Your app can only provide one Glance. So how do you think about a Glance from a design and interactivity viewpoint?

It’s simple. A Glance is a dynamic view into your app’s data. It’s dynamic in the fact that you can update the data (using a timer), but it’s completely non-interactive and confined to a single screen.

The only interactivity is this: a user taps on it, and it opens the app. There can be no buttons or other interactive controls on a glance, and it won’t scroll.

It’s almost like a screenshot of your app’s most important data. In a user-friendly layout.

Remind you of something? Yes, it’s very much like a Today Extension on an iPhone or iPad. But it’s more limited in that a Today Extension does allow some interactivity, although Apple downplays that.

(To be very clear: it isn’t exactly a Today Extension, it’s just convenient to think of it as a Today Extension when you’re thinking about its usage and how to design it.)

Today Extensions were added in iOS 8, along with other kinds of Extensions. Swipe down from the top of your iPhone or iPad at any time, and you’ll see the Today Extensions that you’ve configured. Scroll to the bottom and you can add or delete Today Extensions. I imagine Glances will be user-selectable—and perhaps order-able—in a similar manner.

Today Extensions are not supposed to encapsulate your complete app functionality—there are to be a subset of it, one that’s customized for the user right now: maybe time-based or location-based, or both.
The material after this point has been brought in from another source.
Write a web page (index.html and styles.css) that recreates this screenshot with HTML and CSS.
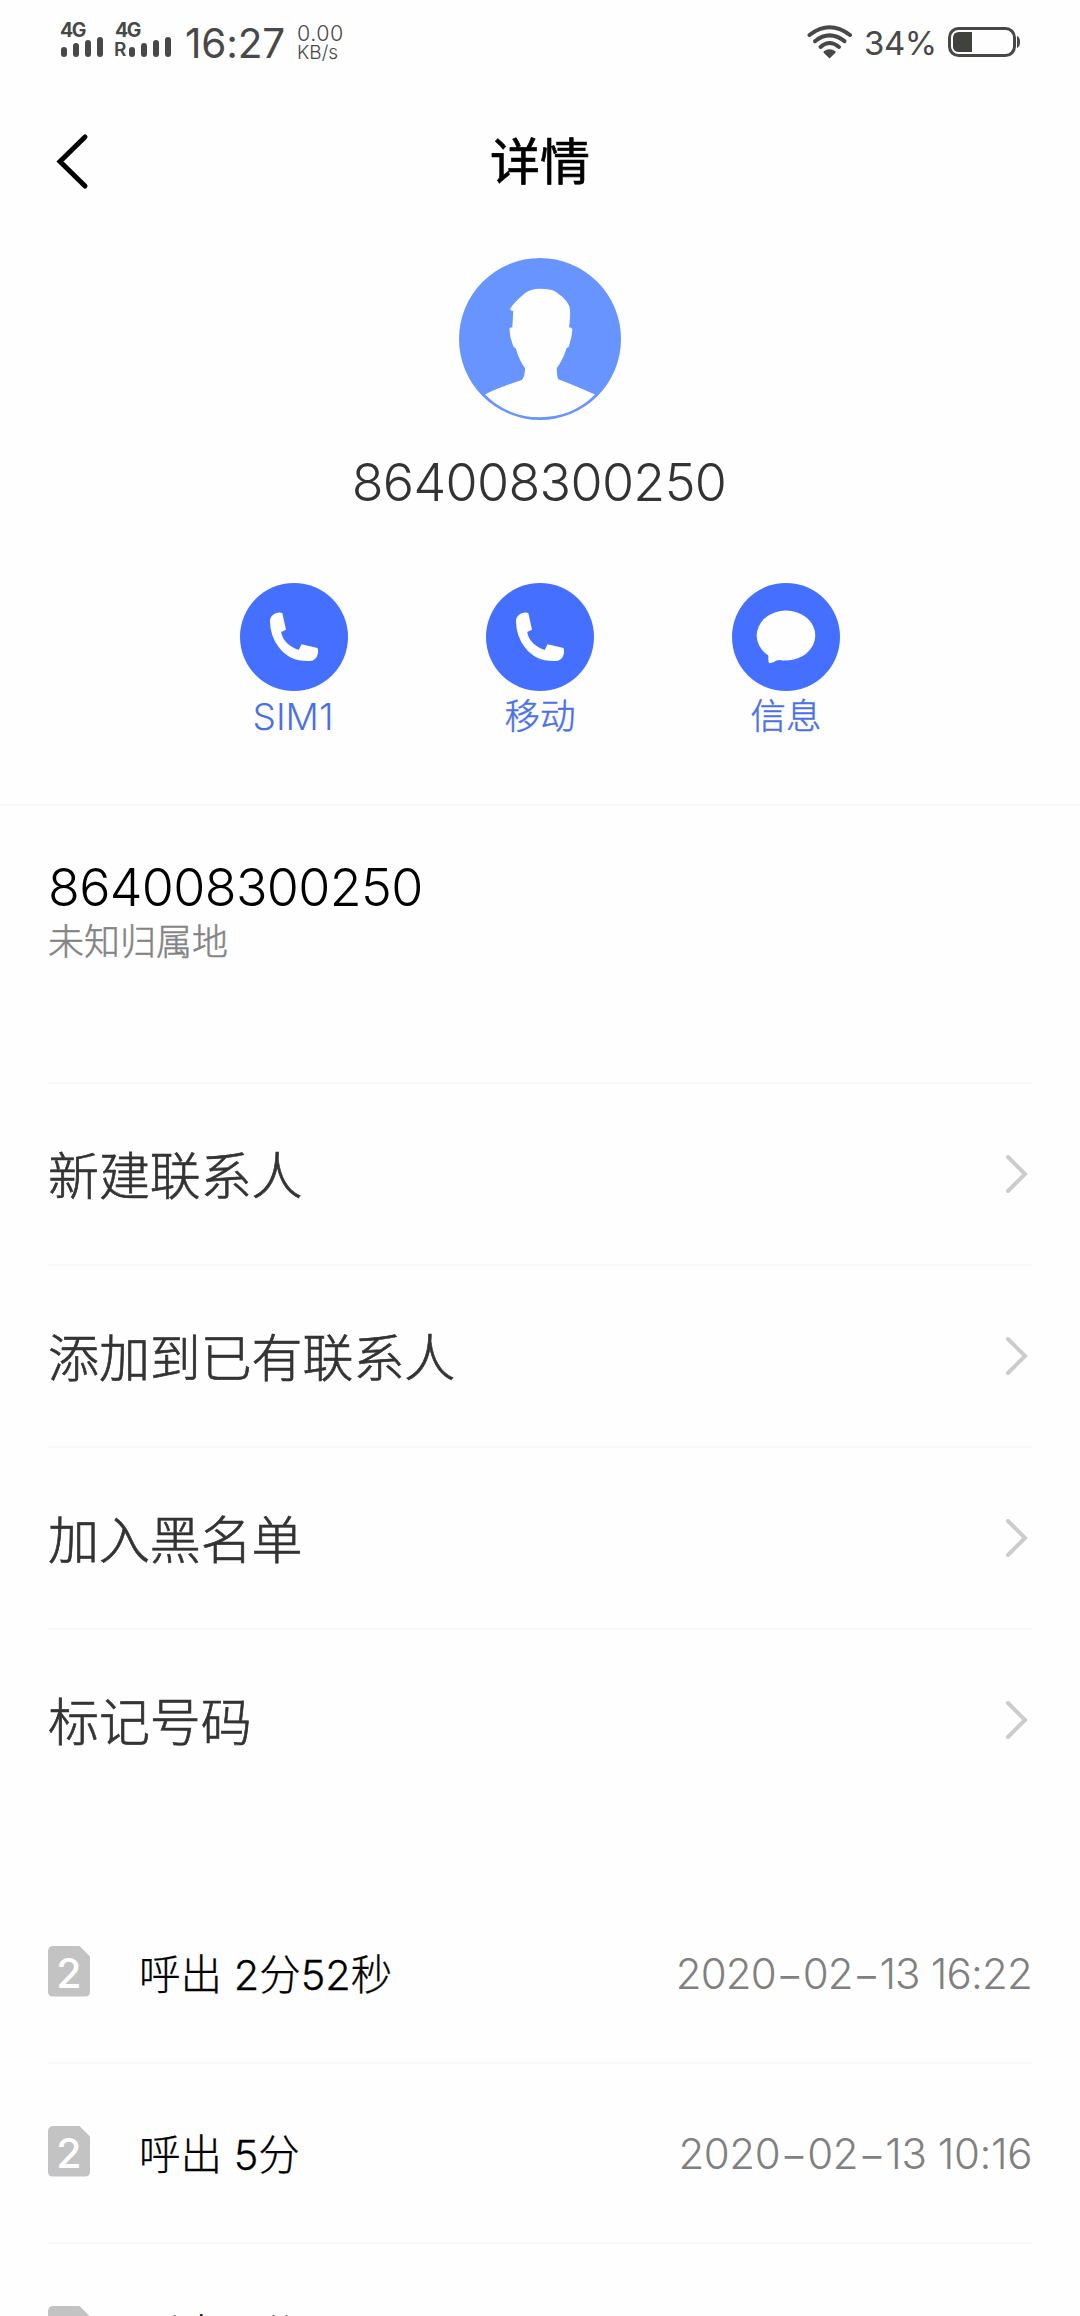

Similarly, an Apple Watch Glance should show data customized to the current circumstances of the user: where are they? what time is it? How does your app’s data reflect this?

So, much like a Today Extension on an iPhone, an Apple Watch Glance is meant to be a simple, graphically interesting (perhaps even eye-catching), easily-digestible, and contextually relevant subset of your app’s data.

More than anything else, Keep it Simple and Keep it Relevant. If it shows the same information for days on end, is it really useful to the user? Why have it in their list of Glances if it never (or rarely) changes?

Just remember it’s non-interactive. If the user taps anywhere on the Glance, it opens the app.

So what are your planned uses for a Glance?